In the content supply system ex100, the clients can thus receive
and reproduce the coded data, and further the clients can receive,
decode and reproduce the data in real time so as to realize
personal broadcasting.
[0152] When each device in this system performs coding or decoding,
the moving picture coding apparatus or the moving picture decoding
apparatus, as shown in the above first embodiment, can be used.
[0153] A mobile phone will be explained as an example of the
device.
[0154] FIG. 19 is a diagram showing the mobile phone ex115 that
uses the moving picture coding method and the moving picture
decoding method explained in the above first embodiment. The mobile
phone ex115 has: an antenna ex201 for sending and receiving radio
waves to and from the base station ex110; a camera unit ex203 such
as a CCD camera capable of shooting video and still pictures; a
display unit ex202 such as a liquid crystal display for displaying
the data obtained by decoding video and the like shot by the camera
unit ex203 and received via the antenna ex201; a body unit
including a set of operation keys ex204; a voice output unit ex208
such as a speaker for outputting voices; a voice input unit 205
such as a microphone for inputting voices; a storage medium ex207
for storing coded or decoded data such as data of shot moving or
still pictures, data of received e-mails, and data of received
moving or still pictures; and a slot unit ex206 for attaching the
storage medium ex207 to the mobile phone ex115. The storage medium
ex207 includes a flash memory element, a kind of an electrically
erasable and programmable read only memory (EEPROM) that is an
electrically erasable and rewritable nonvolatile memory, in a
plastic case such as an SD card.
[0155] The mobile phone ex115 will be further explained with
reference to FIG. 20. In the mobile phone ex115, a main control
unit ex311 for overall controlling the display unit ex202 and the
body unit including operation keys ex204 is connected to a power
supply circuit unit ex310, an operation input control unit ex304, a
picture coding unit ex312, a camera interface unit ex303, a liquid
crystal display (LCD) control unit ex302, a picture decoding unit
ex309, a multiplex/demultiplex unit ex308, a record/reproduce unit
ex307, a modem circuit unit ex306 and a voice processing unit
ex305, and these units are connected to each other via a
synchronous bus ex313.
[0156] When a call-end key or a power key is turned ON by a user's
operation, the power supply circuit unit ex310 supplies power to
respective units from a battery pack, so as to activate the
camera-equipped digital mobile phone ex115 into a ready state.
[0157] In the mobile phone ex115, the voice processing unit ex305
converts the voice signals received by the voice input unit ex205
in voice conversation mode into digital voice data under the
control of the main control unit ex311 including a CPU, ROM, RAM or
the like, the modem circuit unit ex306 performs spread spectrum
processing of the digital voice data, and the send/receive circuit
unit ex301 performs digital-to-analog conversion and frequency
transform of the data, so as to transmit it via the antenna ex201.

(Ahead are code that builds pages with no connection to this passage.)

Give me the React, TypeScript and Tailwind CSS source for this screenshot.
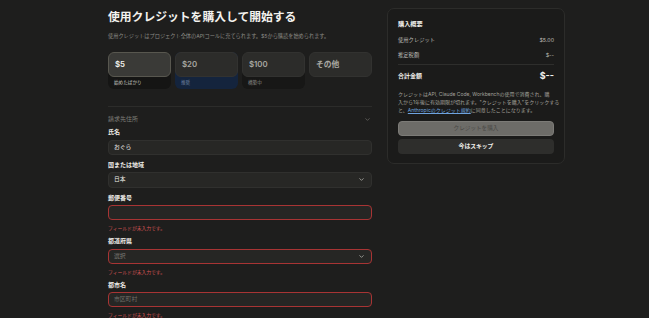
import React from 'react';
import { ChevronDown } from 'lucide-react';

const amounts = [
  { value: '$5', note: '始めたばかり', selected: true, noteBg: 'bg-[#151514]', noteText: 'text-[#c9c8c2]' },
  { value: '$20', note: '推奨', selected: false, noteBg: 'bg-[#14243d]', noteText: 'text-[#6f84a3]' },
  { value: '$100', note: '構築中', selected: false, noteBg: 'bg-[#171716]', noteText: 'text-[#8a8984]' },
  { value: 'その他', note: '', selected: false, noteBg: '', noteText: '' },
];

const Label: React.FC<{ text: string; className?: string }> = ({ text, className }) => (
  <div className={`text-[6px] leading-[8px] font-bold text-[#eeede8] ${className ?? ''}`}>{text}</div>
);

const ErrorText: React.FC = () => (
  <div className="mt-[4px] text-[4.8px] leading-[8px] text-[#d45454]">フィールドが未入力です。</div>
);

const App: React.FC = () => {
  return (
    <div className="min-h-[318px] w-[649px] bg-[#1e1e1d] font-['Inter','Noto_Sans_CJK_JP',sans-serif] text-[#eeede8]">
      <div className="flex items-start gap-[15px] pl-[108px] pt-[8px]">
        {/* 左カラム */}
        <div className="w-[264px]">
          <h1 className="mt-[1px] text-[11.8px] leading-[16px] font-bold text-[#f3f2ee]">
            使用クレジットを購入して開始する
          </h1>
          <p className="mt-[7px] text-[5.2px] leading-[8px] text-[#8c8b86]">
            使用クレジットはプロジェクト全体のAPIコールに充てられます。$5から購読を始められます。
          </p>

          <div className="mt-[12px] grid grid-cols-4 gap-[4px]">
            {amounts.map((a) => (
              <div key={a.value} className={`rounded-[6px] ${a.noteBg}`}>
                <div
                  className={`flex h-[25px] items-center rounded-[6px] border px-[6px] text-[7.8px] font-semibold ${
                    a.selected
                      ? 'border-[#58574f] bg-[#3a3a37] text-[#f4f3ef]'
                      : 'border-[#323230] bg-[#2c2c2a] text-[#a9a8a2]'
                  }`}
                >
                  {a.value}
                </div>
                {a.note && (
                  <div className={`flex h-[12px] items-center px-[6px] text-[4.6px] ${a.noteText}`}>{a.note}</div>
                )}
              </div>
            ))}
          </div>

          <div className="mt-[17px] border-t border-[#2c2c2a]" />

          <div className="mt-[8px] flex items-center justify-between">
            <span className="text-[6px] leading-[8px] text-[#7f7e79]">請求先住所</span>
            <ChevronDown size={7} strokeWidth={2} className="mr-[1px] text-[#7f7e79]" />
          </div>

          <Label text="氏名" className="mt-[5px]" />
          <div className="mt-[3.5px] flex h-[15px] items-center rounded-[4px] border border-[#30302e] bg-[#272725] px-[5px] text-[5.8px] text-[#eeede8]">
            おぐら
          </div>

          <Label text="国または地域" className="mt-[6px]" />
          <div className="mt-[3.5px] flex h-[15.5px] items-center justify-between rounded-[4px] border border-[#30302e] bg-[#272725] px-[5px] text-[5.8px] text-[#eeede8]">
            <span>日本</span>
            <ChevronDown size={7} strokeWidth={2.2} className="mr-[1px] text-[#cfcec8]" />
          </div>

          <Label text="郵便番号" className="mt-[6px]" />
          <div className="mt-[3px] h-[15px] rounded-[4px] border border-[#a83434] bg-[#262624]" />
          <ErrorText />

          <Label text="都道府県" className="mt-[5.5px]" />
          <div className="mt-[3.5px] flex h-[15px] items-center justify-between rounded-[4px] border border-[#a83434] bg-[#262624] px-[5px] text-[5.8px] text-[#7c7b76]">
            <span>選択</span>
            <ChevronDown size={7} strokeWidth={2.2} className="mr-[1px] text-[#cfcec8]" />
          </div>
          <ErrorText />

          <Label text="都市名" className="mt-[5.5px]" />
          <div className="mt-[3px] flex h-[15px] items-center rounded-[4px] border border-[#a83434] bg-[#262624] px-[5px] text-[5.8px] text-[#6f6e69]">
            市区町村
          </div>
          <ErrorText />
        </div>

        {/* 購入概要カード */}
        <div className="w-[178px] rounded-[7px] border border-[#2c2c2a] bg-[#1b1b1a] px-[10px] pb-[9px] pt-[11px]">
          <div className="text-[6.2px] leading-[8px] font-bold text-[#f1f0ec]">購入概要</div>
          <div className="mt-[8px] flex items-center justify-between text-[5.3px] leading-[8px] text-[#bdbcb6]">
            <span>使用クレジット</span>
            <span>$5.00</span>
          </div>
          <div className="mt-[7px] flex items-center justify-between text-[5.3px] leading-[8px] text-[#bdbcb6]">
            <span>推定税額</span>
            <span>$--</span>
          </div>
          <div className="mt-[5px] border-t border-[#2e2e2c]" />
          <div className="mt-[6px] flex items-center justify-between leading-[10px]">
            <span className="text-[6px] font-bold text-[#f1f0ec]">合計金額</span>
            <span className="text-[9px] font-bold text-[#f1f0ec]">$--</span>
          </div>
          <div className="mt-[9px] whitespace-nowrap text-[5px] leading-[8px] text-[#a3a29c]">
            <div>クレジットはAPI, Claude Code, Workbenchの使用で消費され、購</div>
            <div>入から1年後に有効期限が切れます。"クレジットを購入"をクリックする</div>
            <div>
              と、<span className="text-[#6ea3df] underline">Anthropicのクレジット規約</span>に同意したことになります。
            </div>
          </div>
          <div className="mt-[7px] flex h-[15px] items-center justify-center rounded-[4px] border border-[#7c7b77] bg-[#6d6c68] text-[5.6px] text-[#484744]">
            クレジットを購入
          </div>
          <div className="mt-[3px] flex h-[15px] items-center justify-center rounded-[4px] bg-[#2e2e2c] text-[5.8px] font-bold text-[#f1f0ec]">
            今はスキップ
          </div>
        </div>
      </div>
    </div>
  );
};

export default App;
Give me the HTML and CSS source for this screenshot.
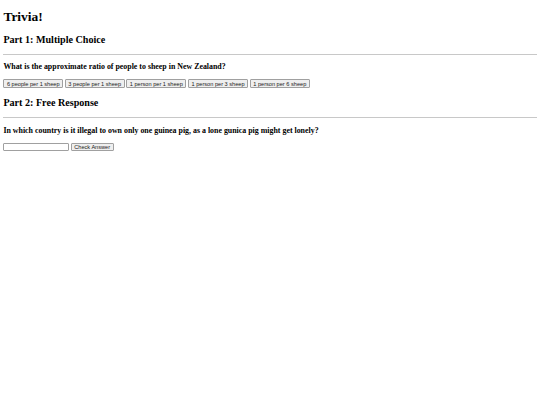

Also, in the mobile phone ex115, after the data received by the
antenna ex201 in voice conversation mode is amplified and performed
of frequency transform and analog-to-digital conversion, the modem
circuit unit ex306 performs inverse spread spectrum processing of
the data, and the voice processing unit ex305 converts it into
analog voice data, so as to output it via the voice output unit
208.
[0158] Furthermore, when transmitting e-mail in data communication
mode, the text data of the e-mail inputted by operating the
operation keys ex204 on the body unit is sent out to the main
control unit ex311 via the operation input control unit ex304.
After the modem circuit unit ex306 performs spread spectrum
processing of the text data and the send/receive circuit unit ex301
performs digital-to-analog conversion and frequency transform for
it, the main control unit ex311 transmits the resulting data to the
base station ex110 via the antenna ex201.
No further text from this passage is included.